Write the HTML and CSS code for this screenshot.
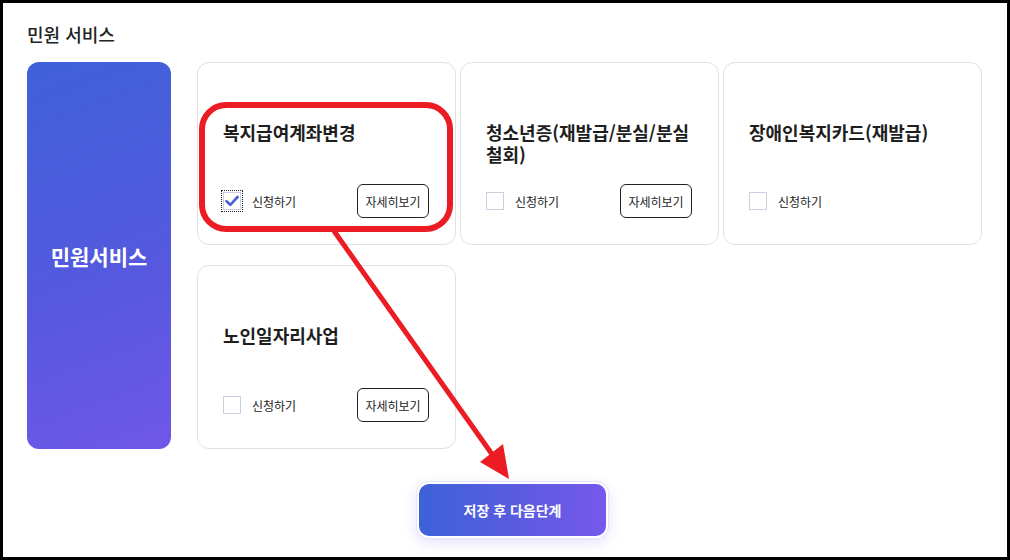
FILE: index.html
```html
<!DOCTYPE html>
<html lang="ko">
<head>
<meta charset="utf-8">
<title>민원 서비스</title>
<link rel="stylesheet" href="styles.css">
</head>
<body>
<div class="frame">
  <h2 class="section-title">민원 서비스</h2>
  <div class="layout">
    <div class="side-panel"><span>민원서비스</span></div>
    <div class="cards">
      <div class="card">
        <div class="card-title">복지급여계좌변경</div>
        <div class="card-row">
          <label class="check">
            <span class="box checked focus"><svg viewBox="0 0 18 18" width="18" height="18"><path d="M3.5 9.2 L7.3 12.8 L14.6 5" fill="none" stroke="#4c5fd8" stroke-width="2.6" stroke-linecap="round" stroke-linejoin="round"/></svg></span>
            <span class="check-label">신청하기</span>
          </label>
          <button class="detail-btn">자세히보기</button>
        </div>
      </div>
      <div class="card">
        <div class="card-title"><span class="line">청소년증(재발급/분실/분실</span><span class="line">철회)</span></div>
        <div class="card-row">
          <label class="check">
            <span class="box"></span>
            <span class="check-label">신청하기</span>
          </label>
          <button class="detail-btn">자세히보기</button>
        </div>
      </div>
      <div class="card">
        <div class="card-title">장애인복지카드(재발급)</div>
        <div class="card-row">
          <label class="check">
            <span class="box"></span>
            <span class="check-label">신청하기</span>
          </label>
        </div>
      </div>
      <div class="card">
        <div class="card-title">노인일자리사업</div>
        <div class="card-row">
          <label class="check">
            <span class="box"></span>
            <span class="check-label">신청하기</span>
          </label>
          <button class="detail-btn">자세히보기</button>
        </div>
      </div>
    </div>
  </div>
  <div class="actions">
    <button class="next-btn">저장 후 다음단계</button>
  </div>
  <svg class="annotation" width="1010" height="560" viewBox="0 0 1010 560">
    <rect x="202" y="105" width="248" height="124" rx="24" ry="24" fill="none" stroke="#ec1c24" stroke-width="6"/>
    <line x1="334" y1="231" x2="494" y2="457" stroke="#ec1c24" stroke-width="5"/>
    <polygon points="509,479 480,462 503,444" fill="#ec1c24"/>
  </svg>
</div>
</body>
</html>
```
FILE: styles.css
```css
* { box-sizing: border-box; }
html, body { margin: 0; padding: 0; background: #000; }
body {
  font-family: "Noto Sans CJK KR", "Noto Sans", sans-serif;
  color: #222;
}
.frame {
  position: relative;
  width: 1010px;
  height: 560px;
  border: 3px solid #000;
  background: #fff;
  padding: 19px 25px 0 24px;
  overflow: hidden;
}
.section-title {
  margin: 0;
  font-size: 18px;
  font-weight: 500;
  line-height: 24px;
  color: #222;
}
.layout {
  display: flex;
  gap: 26px;
  margin-top: 16px;
}
.side-panel {
  width: 144px;
  height: 387px;
  border-radius: 12px;
  background: linear-gradient(160deg, #3f61d9 0%, #5459de 55%, #7057e8 100%);
  display: flex;
  align-items: center;
  justify-content: center;
}
.side-panel span {
  color: #fff;
  font-size: 21px;
  font-weight: 700;
}
.cards {
  display: grid;
  grid-template-columns: repeat(3, 259px);
  grid-template-rows: 183px 184px;
  column-gap: 4px;
  row-gap: 20px;
}
.card {
  border: 1px solid #e1e1e4;
  border-radius: 12px;
  padding: 58px 20px 26px 25px;
  display: flex;
  flex-direction: column;
  justify-content: space-between;
}
.card-title {
  font-size: 18px;
  font-weight: 700;
  line-height: 22px;
  color: #1e1e1e;
}
.card-title .line { display: block; white-space: nowrap; }
.card-row {
  display: flex;
  align-items: center;
  justify-content: space-between;
  height: 34px;
  margin-right: 6px;
}
.check {
  display: flex;
  align-items: center;
  gap: 11px;
}
.box {
  width: 18px;
  height: 18px;
  border: 1px solid #c9d0e2;
  background: #fff;
  display: block;
  position: relative;
}
.box svg { display: block; position: absolute; left: -1px; top: -1px; }
.box.focus { outline: 1px dotted #222; outline-offset: 1px; }
.check-label {
  font-size: 12px;
  color: #222;
}
.detail-btn {
  width: 72px;
  height: 34px;
  border: 1px solid #222;
  border-radius: 6px;
  background: #fff;
  font-family: inherit;
  font-size: 12px;
  color: #222;
  padding: 0;
}
.actions {
  display: flex;
  padding-left: 390px;
  margin-top: 33px;
}
.next-btn {
  width: 191px;
  height: 56px;
  border: 2px solid #fff;
  border-radius: 12px;
  background: linear-gradient(90deg, #3d62d8 0%, #5c5be0 55%, #7659ec 100%);
  box-shadow: 0 0 0 1px #e6e4fa, 0 4px 14px rgba(100, 90, 230, 0.2);
  color: #fff;
  font-family: inherit;
  font-size: 14px;
  font-weight: 700;
  padding: 0;
}
.annotation {
  position: absolute;
  left: -3px;
  top: -3px;
  pointer-events: none;
}
```
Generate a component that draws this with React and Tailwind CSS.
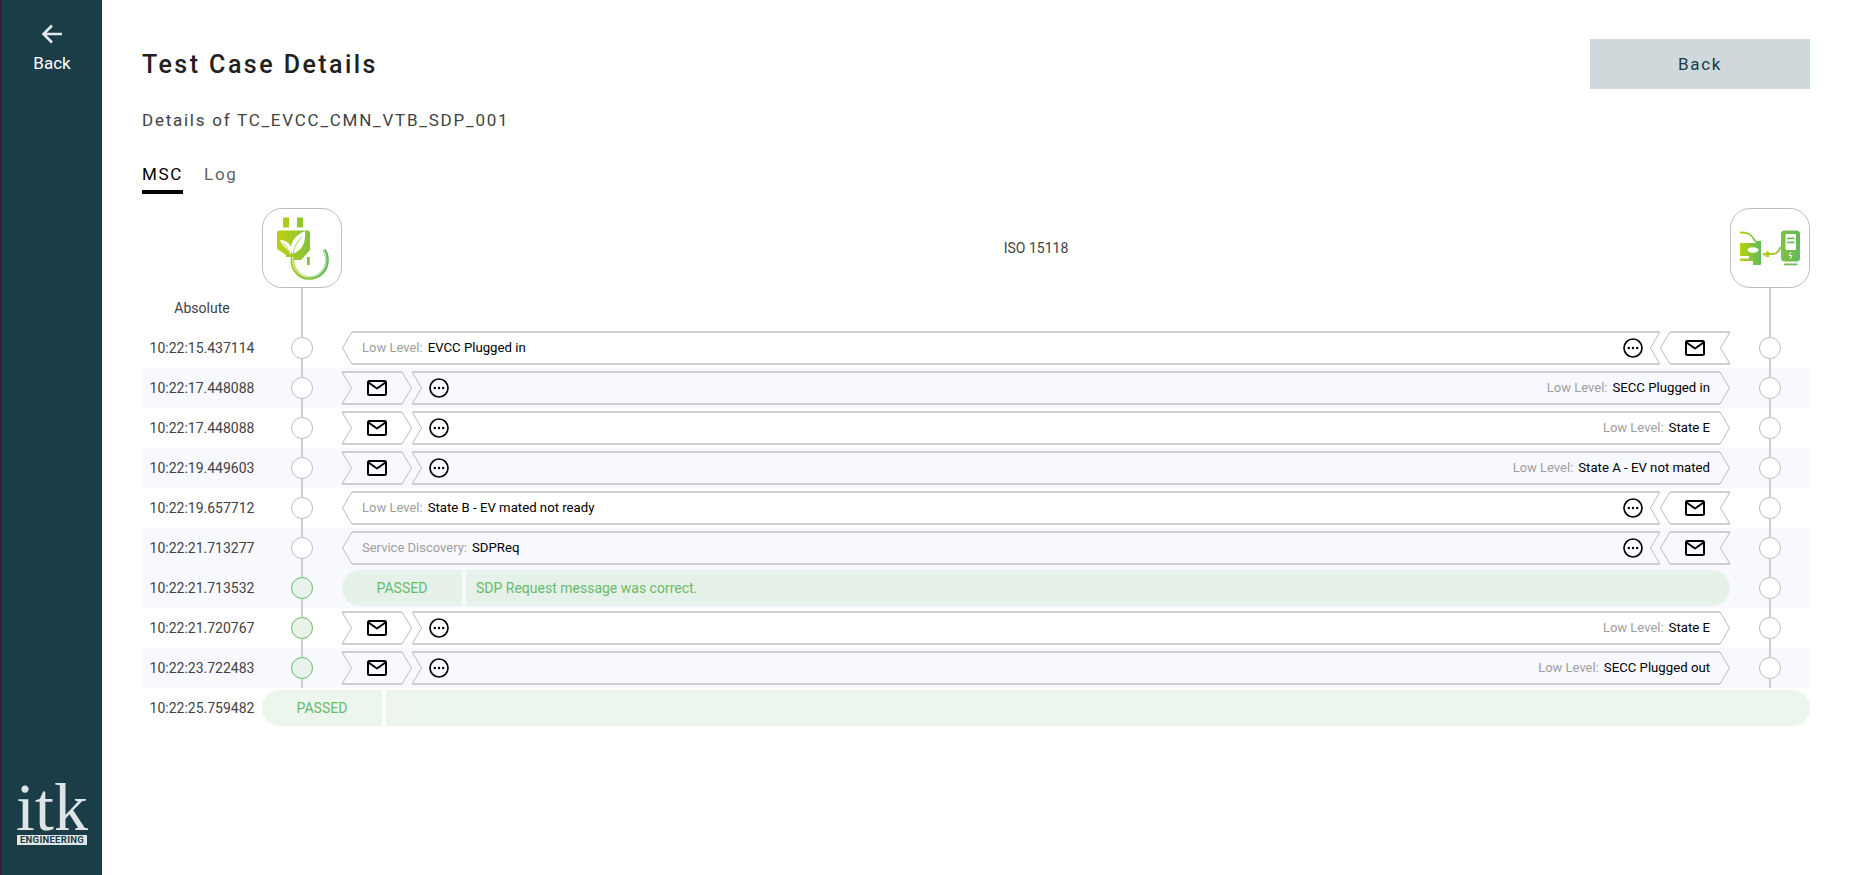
import React from 'react';

const rows = [
  { time: '10:22:15.437114', dir: 'left', label: 'Low Level:', text: 'EVCC Plugged in' },
  { time: '10:22:17.448088', dir: 'right', label: 'Low Level:', text: 'SECC Plugged in', band: true },
  { time: '10:22:17.448088', dir: 'right', label: 'Low Level:', text: 'State E' },
  { time: '10:22:19.449603', dir: 'right', label: 'Low Level:', text: 'State A - EV not mated', band: true },
  { time: '10:22:19.657712', dir: 'left', label: 'Low Level:', text: 'State B - EV mated not ready' },
  { time: '10:22:21.713277', dir: 'left', label: 'Service Discovery:', text: 'SDPReq', band: true },
  { time: '10:22:21.713532', verdict: 'SDP Request message was correct.', band: true, green: true },
  { time: '10:22:21.720767', dir: 'right', label: 'Low Level:', text: 'State E', green: true },
  { time: '10:22:23.722483', dir: 'right', label: 'Low Level:', text: 'SECC Plugged out', band: true, green: true },
];

function MailIcon() {
  return (
    <svg width="20" height="16" viewBox="0 0 20 16" fill="none" stroke="#000" strokeWidth="2" strokeLinejoin="round">
      <rect x="1" y="1" width="18" height="14" rx="1.5" />
      <path d="M1.5 2.5L10 8.5L18.5 2.5" />
    </svg>
  );
}

function DotsIcon() {
  return (
    <svg width="20" height="20" viewBox="0 0 20 20" fill="none">
      <circle cx="10" cy="10" r="9" stroke="#000" strokeWidth="1.7" />
      <circle cx="5.8" cy="10" r="1.2" fill="#000" />
      <circle cx="10" cy="10" r="1.2" fill="#000" />
      <circle cx="14.2" cy="10" r="1.2" fill="#000" />
    </svg>
  );
}

// end of a chevron: both ends share the same diagonal, only the open side gets the top and bottom rails
function Cap({ dir, rails }) {
  const diagonal = dir === 'left' ? 'M10 1L0.5 17L10 33' : 'M0 1L9.5 17L0 33';
  return (
    <svg width="10" height="34" viewBox="0 0 10 34" fill="none" className="shrink-0">
      {rails && <path d="M0 1H10M0 33H10" stroke="#d0d0d4" strokeWidth="2" />}
      <path d={diagonal} stroke="#bdbdbd" strokeWidth="1" />
    </svg>
  );
}

// dir = the way the arrow points; the tip sits on that side, the notch on the other
function Chevron({ dir, className, children }) {
  const left = dir === 'left';
  return (
    <div className={`flex h-[34px] ${className}`}>
      <Cap dir={dir} rails={!left} />
      <div className="flex min-w-0 flex-1 items-center border-y-2 border-[#d0d0d4]">{children}</div>
      <Cap dir={dir} rails={left} />
    </div>
  );
}

function Lane({ green }) {
  return (
    <div className="flex h-full w-20 shrink-0 flex-col items-center">
      <div className="w-0.5 flex-1 bg-[#d0d0d0]" />
      <div className={`h-[22px] w-[22px] shrink-0 rounded-full border ${green ? 'border-[#66bb6a] bg-[#e9f3ea]' : 'border-[#bdbdbd] bg-white'}`} />
      <div className="w-0.5 flex-1 bg-[#d0d0d0]" />
    </div>
  );
}

function Message({ row }) {
  const body = (
    <>
      <span className="text-[#9e9e9e]">{row.label}</span>
      <span className="ml-[5px] text-[13.2px] text-black">{row.text}</span>
    </>
  );
  if (row.dir === 'left') {
    return (
      <div className="flex flex-1 text-[13px]">
        <Chevron dir="left" className="flex-1">
          <div className="flex flex-1 items-center justify-between pl-[10px] pr-[7px]">
            <div>{body}</div>
            <DotsIcon />
          </div>
        </Chevron>
        <Chevron dir="left" className="w-[70px]">
          <div className="flex flex-1 justify-center pr-px">
            <MailIcon />
          </div>
        </Chevron>
      </div>
    );
  }
  return (
    <div className="flex flex-1 text-[13px]">
      <Chevron dir="right" className="w-[70px]">
        <div className="flex flex-1 justify-center">
          <MailIcon />
        </div>
      </Chevron>
      <Chevron dir="right" className="flex-1">
        <div className="flex flex-1 items-center justify-between pl-[7px] pr-[10px]">
          <DotsIcon />
          <div>{body}</div>
        </div>
      </Chevron>
    </div>
  );
}

function Verdict({ text, tint }) {
  return (
    <div className="flex h-9 flex-1 gap-1 text-sm text-[#66bb6a]">
      <div className={`flex w-[120px] items-center justify-center rounded-l-[18px] ${tint}`}>PASSED</div>
      <div className={`flex flex-1 items-center rounded-r-[18px] pl-[10px] ${tint}`}>{text}</div>
    </div>
  );
}

function PlugLogo() {
  return (
    <svg width="78" height="78" viewBox="1 1 78 78" fill="none">
      <defs>
        <linearGradient id="plugGrad" gradientUnits="userSpaceOnUse" x1="15" y1="40" x2="66" y2="40">
          <stop offset="0" stopColor="#bdd00e" />
          <stop offset="1" stopColor="#62ba5a" />
        </linearGradient>
      </defs>
      <path d="M21 9.500h6v10h-6zM35 9.500h6v10h-6z" fill="url(#plugGrad)" />
      <path d="M15 25a2.500 2.500 0 0 1 2.500-2.500h28a2.500 2.500 0 0 1 2.500 2.500v17l-9 10h-8l-1-3h-6v-2l-9-6z" fill="url(#plugGrad)" />
      <path d="M30 46c-3-9 1-18 13-23 1 12-3 20-13 23z" fill="#fff" />
      <path d="M28 47c-1-6-7-7-10-15 7 0 12 5 12 11z" fill="#fff" />
      <path d="M31 48c0-8 4-14 9-19M28 47c-1-5-4-9-7-12" stroke="url(#plugGrad)" strokeWidth="0.9" />
      <path d="M31 48c-3 11 5 22 16 22 11 0 18-8 18-18 0-4-1-8-3-10" stroke="url(#plugGrad)" strokeWidth="3.6" />
      <path d="M31 49c-2 10 5 20 16 20 10 0 17-7 17-17 0-4-1-7-2-9" stroke="#fff" strokeWidth="0.8" />
      <path d="M45 49h2.800v8H45z" fill="url(#plugGrad)" />
    </svg>
  );
}

function ChargerLogo() {
  return (
    <svg width="78" height="78" viewBox="1 1 78 78" fill="none">
      <defs>
        <linearGradient id="carGrad" gradientUnits="userSpaceOnUse" x1="10" y1="40" x2="31" y2="40">
          <stop offset="0" stopColor="#bdd00e" />
          <stop offset="1" stopColor="#62ba5a" />
        </linearGradient>
        <linearGradient id="stationGrad" gradientUnits="userSpaceOnUse" x1="33" y1="40" x2="70" y2="40">
          <stop offset="0" stopColor="#bdd00e" />
          <stop offset="0.55" stopColor="#7cc044" />
          <stop offset="1" stopColor="#62ba5a" />
        </linearGradient>
      </defs>
      <path d="M10 24.500c7 0 11 1 14 7l3 3.500" stroke="url(#carGrad)" strokeWidth="1.800" />
      <path d="M10 35h16l1-2h4v23a1 1 0 0 1-1 1h-7v-4H10v-2.500h9V48H10z" fill="url(#carGrad)" />
      <ellipse cx="23" cy="42" rx="5.500" ry="2.800" fill="#fff" />
      <path d="M39 46c6 0 8 0 10-4 1-2 1.500-3 3-3.500" stroke="url(#stationGrad)" strokeWidth="1.800" />
      <path d="M33 45h3v-1.500h3V49h-3v-1.500h-3z" fill="url(#stationGrad)" />
      <rect x="51" y="22.500" width="19" height="31" rx="3.500" fill="url(#stationGrad)" />
      <rect x="55.500" y="26" width="10.500" height="16" rx="1" fill="#fff" />
      <path d="M57 29.500h7.500v1.800H57zM57 33.500h7.500v1.800H57z" fill="url(#stationGrad)" />
      <path d="M61 44l-2 3.500h3l-2 3.500" stroke="#fff" strokeWidth="1" />
      <path d="M54 55.500h13.500v1.800H54z" fill="url(#stationGrad)" />
    </svg>
  );
}

export default function App() {
  return (
    <div className="flex h-[875px] bg-white font-[Roboto,sans-serif] text-[#212121]">
      <aside className="flex w-[102px] shrink-0 flex-col items-center justify-between border-l-2 border-[#3a1c33] bg-[#1a3d47] pb-[30px] pt-[22px] text-white">
        <div className="flex flex-col items-center">
          <svg width="24" height="24" viewBox="0 0 24 24" fill="none" stroke="#e3e8ea" strokeWidth="2.600">
            <path d="M22 12H3.500M12 3.500L3.500 12L12 20.500" />
          </svg>
          <span className="mt-[7px] text-[17px] leading-5">Back</span>
        </div>
        <div className="flex w-[70px] flex-col items-center text-[#dfe4e6]">
          <span className="font-['Liberation_Serif',serif] text-[68px] leading-[50px]">itk</span>
          <span className="mt-[3px] w-full bg-[#dfe4e6] text-center text-[9.5px] font-bold leading-[10px] tracking-[0.3px] text-[#1a3d47]">ENGINEERING</span>
        </div>
      </aside>

      <main className="min-w-0 flex-1 pl-10 pr-10 pt-[39px]">
        <div className="flex h-[50px] items-center justify-between">
          <h1 className="pt-px text-[25px] font-medium tracking-[2.45px]">Test Case Details</h1>
          <button className="h-[50px] w-[220px] bg-[#cfd8da] pt-0.5 text-[17px] tracking-[1.7px] text-[#1a3d47]">Back</button>
        </div>
        <p className="mt-[19px] text-[17px] leading-6 tracking-[1.75px] text-[#424242]">Details of TC_EVCC_CMN_VTB_SDP_001</p>

        <div className="mt-[23px] flex h-[39px] items-start gap-[21px] pt-0.5 text-[17px] leading-7 tracking-[1.7px]">
          <div className="h-[37px] border-b-4 border-black pt-[3px] text-black">MSC</div>
          <div className="pt-[3px] text-[#616161]">Log</div>
        </div>

        <div className="mt-[14px] flex h-20">
          <div className="w-[120px] shrink-0" />
          <div className="flex h-20 w-20 shrink-0 items-center justify-center rounded-[20px] border border-[#bdbdbd]">
            <PlugLogo />
          </div>
          <div className="flex flex-1 items-center justify-center text-sm text-[#424242]">ISO 15118</div>
          <div className="flex h-20 w-20 shrink-0 items-center justify-center rounded-[20px] border border-[#bdbdbd]">
            <ChargerLogo />
          </div>
        </div>

        <div className="flex h-10 items-stretch">
          <div className="flex w-[120px] shrink-0 items-center justify-center text-sm text-[#424242]">Absolute</div>
          <div className="flex w-20 shrink-0 justify-center">
            <div className="w-0.5 bg-[#d0d0d0]" />
          </div>
          <div className="flex-1" />
          <div className="flex w-20 shrink-0 justify-center">
            <div className="w-0.5 bg-[#d0d0d0]" />
          </div>
        </div>

        {rows.map((row, i) => (
          <div key={i} className={`flex h-10 items-center ${row.band ? 'bg-[#f8f9ff]' : ''}`}>
            <div className="w-[120px] shrink-0 text-center text-sm text-[#424242]">{row.time}</div>
            <Lane green={row.green} />
            {row.verdict ? (
              <Verdict text={row.verdict} tint="bg-[#e6f1ea]" />
            ) : (
              <Message row={row} />
            )}
            <Lane />
          </div>
        ))}

        <div className="mt-0.5 flex h-9 items-center">
          <div className="w-[120px] shrink-0 text-center text-sm text-[#424242]">10:22:25.759482</div>
          <Verdict text="" tint="bg-[#edf6ed]" />
        </div>
      </main>
    </div>
  );
}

------------------------

_EXERCISE INSTRUCTIONS_. Make an exact copy of the lines from the one with "Generate a component" through the one with "import React from 'react';", both ends in, and nothing else. Drop every picture.

_RESULT OF THE TASK_.
Generate a component that draws this with React and Tailwind CSS.
import React from 'react';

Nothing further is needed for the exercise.